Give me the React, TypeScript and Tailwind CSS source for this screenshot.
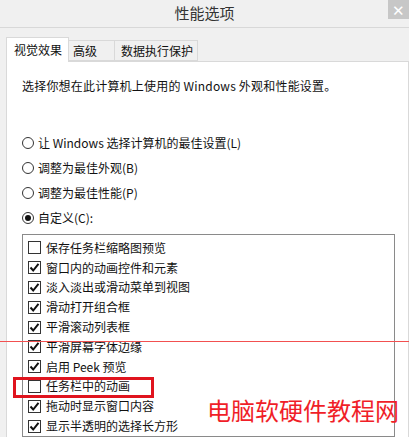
const radios = [
  { label: "让 Windows 选择计算机的最佳设置(L)", checked: false },
  { label: "调整为最佳外观(B)", checked: false },
  { label: "调整为最佳性能(P)", checked: false },
  { label: "自定义(C):", checked: true },
];

const effects = [
  { label: "保存任务栏缩略图预览", checked: false },
  { label: "窗口内的动画控件和元素", checked: true },
  { label: "淡入淡出或滑动菜单到视图", checked: true },
  { label: "滑动打开组合框", checked: true },
  { label: "平滑滚动列表框", checked: true },
  { label: "平滑屏幕字体边缘", checked: true },
  { label: "启用 Peek 预览", checked: true },
  { label: "任务栏中的动画", checked: false },
  { label: "拖动时显示窗口内容", checked: true },
  { label: "显示半透明的选择长方形", checked: true },
];

const Radio = ({ checked }: { checked: boolean }) => (
  <span className="w-[12px] h-[12px] rounded-full border border-[#333] bg-white flex items-center justify-center shrink-0">
    {checked && <span className="w-[6px] h-[6px] rounded-full bg-[#111]" />}
  </span>
);

const Checkbox = ({ checked }: { checked: boolean }) => (
  <span className="w-[13px] h-[13px] border border-[#333] bg-white flex items-center justify-center shrink-0">
    {checked && (
      <svg width="11" height="11" viewBox="0 0 11 11">
        <path d="M1.5 5.5 L4.2 8.5 L9.5 1.8" fill="none" stroke="#111" strokeWidth="2" />
      </svg>
    )}
  </span>
);

const App = () => {
  return (
    <div className="relative w-[409px] h-[437px] overflow-hidden bg-[#f0f0f0] text-[12px] text-[#111] font-['Noto_Sans_CJK_SC',sans-serif] flex flex-col">
      {/* title bar */}
      <div className="relative h-[28px] shrink-0 border-b border-[#d8d8d8] flex items-center justify-center">
        <span className="text-[15px] text-[#333]">性能选项</span>
        <div className="absolute right-0 top-0 w-[21px] h-[19px] bg-[#c7c7c7] flex items-center justify-center text-white text-[15px] leading-none">
          ✕
        </div>
      </div>

      {/* tabs */}
      <div className="flex items-end pl-[6px] pt-[9px] shrink-0">
        <div className="relative z-10 -mb-px w-[63px] h-[25px] pl-[7px] border border-b-0 border-[#d9d9d9] bg-white flex items-center">
          视觉效果
        </div>
        <div className="h-[21px] w-[46px] pl-[4px] border border-l-0 border-[#d9d9d9] bg-[#f0f0f0] flex items-center">
          高级
        </div>
        <div className="h-[21px] w-[83px] pl-[6px] border border-l-0 border-[#d9d9d9] bg-[#f0f0f0] flex items-center">
          数据执行保护
        </div>
      </div>

      {/* panel */}
      <div className="flex-1 ml-[6px] border border-[#d9d9d9] bg-white pl-[15px] pr-[13px] pt-[16px]">
        <p className="leading-[16px] tracking-[0.2px]">选择你想在此计算机上使用的 Windows 外观和性能设置。</p>

        <div className="mt-[36px] flex flex-col">
          {radios.map((r) => (
            <div key={r.label} className="h-[25px] flex items-center gap-[4px]">
              <Radio checked={r.checked} />
              <span>{r.label}</span>
            </div>
          ))}
        </div>

        <div className="mt-[4px] border border-[#8a8a8a] pt-[3px] pl-[5px] flex flex-col">
          {effects.map((e) => (
            <div key={e.label} className="h-[19.8px] shrink-0 flex items-center gap-[5px]">
              <Checkbox checked={e.checked} />
              <span>{e.label}</span>
            </div>
          ))}
        </div>
      </div>

      {/* annotations over the screenshot */}
      <div className="absolute left-0 top-[341px] w-full h-[1px] bg-[#f25050]" />
      <div className="absolute left-[13px] top-[377px] w-[141px] h-[21px] border-[3px] border-[#e0141e]" />
      <div className="absolute left-[207px] top-[396px] text-[24px] leading-[28px] text-[#f01e28]">电脑软硬件教程网</div>
    </div>
  );
};

export default App;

....

* **What this task involves**: Return the full material word for word. Do not include the pictures.

* **Exercise output**:
Give me the React, TypeScript and Tailwind CSS source for this screenshot.
const radios = [
  { label: "让 Windows 选择计算机的最佳设置(L)", checked: false },
  { label: "调整为最佳外观(B)", checked: false },
  { label: "调整为最佳性能(P)", checked: false },
  { label: "自定义(C):", checked: true },
];

const effects = [
  { label: "保存任务栏缩略图预览", checked: false },
  { label: "窗口内的动画控件和元素", checked: true },
  { label: "淡入淡出或滑动菜单到视图", checked: true },
  { label: "滑动打开组合框", checked: true },
  { label: "平滑滚动列表框", checked: true },
  { label: "平滑屏幕字体边缘", checked: true },
  { label: "启用 Peek 预览", checked: true },
  { label: "任务栏中的动画", checked: false },
  { label: "拖动时显示窗口内容", checked: true },
  { label: "显示半透明的选择长方形", checked: true },
];

const Radio = ({ checked }: { checked: boolean }) => (
  <span className="w-[12px] h-[12px] rounded-full border border-[#333] bg-white flex items-center justify-center shrink-0">
    {checked && <span className="w-[6px] h-[6px] rounded-full bg-[#111]" />}
  </span>
);

const Checkbox = ({ checked }: { checked: boolean }) => (
  <span className="w-[13px] h-[13px] border border-[#333] bg-white flex items-center justify-center shrink-0">
    {checked && (
      <svg width="11" height="11" viewBox="0 0 11 11">
        <path d="M1.5 5.5 L4.2 8.5 L9.5 1.8" fill="none" stroke="#111" strokeWidth="2" />
      </svg>
    )}
  </span>
);

const App = () => {
  return (
    <div className="relative w-[409px] h-[437px] overflow-hidden bg-[#f0f0f0] text-[12px] text-[#111] font-['Noto_Sans_CJK_SC',sans-serif] flex flex-col">
      {/* title bar */}
      <div className="relative h-[28px] shrink-0 border-b border-[#d8d8d8] flex items-center justify-center">
        <span className="text-[15px] text-[#333]">性能选项</span>
        <div className="absolute right-0 top-0 w-[21px] h-[19px] bg-[#c7c7c7] flex items-center justify-center text-white text-[15px] leading-none">
          ✕
        </div>
      </div>

      {/* tabs */}
      <div className="flex items-end pl-[6px] pt-[9px] shrink-0">
        <div className="relative z-10 -mb-px w-[63px] h-[25px] pl-[7px] border border-b-0 border-[#d9d9d9] bg-white flex items-center">
          视觉效果
        </div>
        <div className="h-[21px] w-[46px] pl-[4px] border border-l-0 border-[#d9d9d9] bg-[#f0f0f0] flex items-center">
          高级
        </div>
        <div className="h-[21px] w-[83px] pl-[6px] border border-l-0 border-[#d9d9d9] bg-[#f0f0f0] flex items-center">
          数据执行保护
        </div>
      </div>

      {/* panel */}
      <div className="flex-1 ml-[6px] border border-[#d9d9d9] bg-white pl-[15px] pr-[13px] pt-[16px]">
        <p className="leading-[16px] tracking-[0.2px]">选择你想在此计算机上使用的 Windows 外观和性能设置。</p>

        <div className="mt-[36px] flex flex-col">
          {radios.map((r) => (
            <div key={r.label} className="h-[25px] flex items-center gap-[4px]">
              <Radio checked={r.checked} />
              <span>{r.label}</span>
            </div>
          ))}
        </div>

        <div className="mt-[4px] border border-[#8a8a8a] pt-[3px] pl-[5px] flex flex-col">
          {effects.map((e) => (
            <div key={e.label} className="h-[19.8px] shrink-0 flex items-center gap-[5px]">
              <Checkbox checked={e.checked} />
              <span>{e.label}</span>
            </div>
          ))}
        </div>
      </div>

      {/* annotations over the screenshot */}
      <div className="absolute left-0 top-[341px] w-full h-[1px] bg-[#f25050]" />
      <div className="absolute left-[13px] top-[377px] w-[141px] h-[21px] border-[3px] border-[#e0141e]" />
      <div className="absolute left-[207px] top-[396px] text-[24px] leading-[28px] text-[#f01e28]">电脑软硬件教程网</div>
    </div>
  );
};

export default App;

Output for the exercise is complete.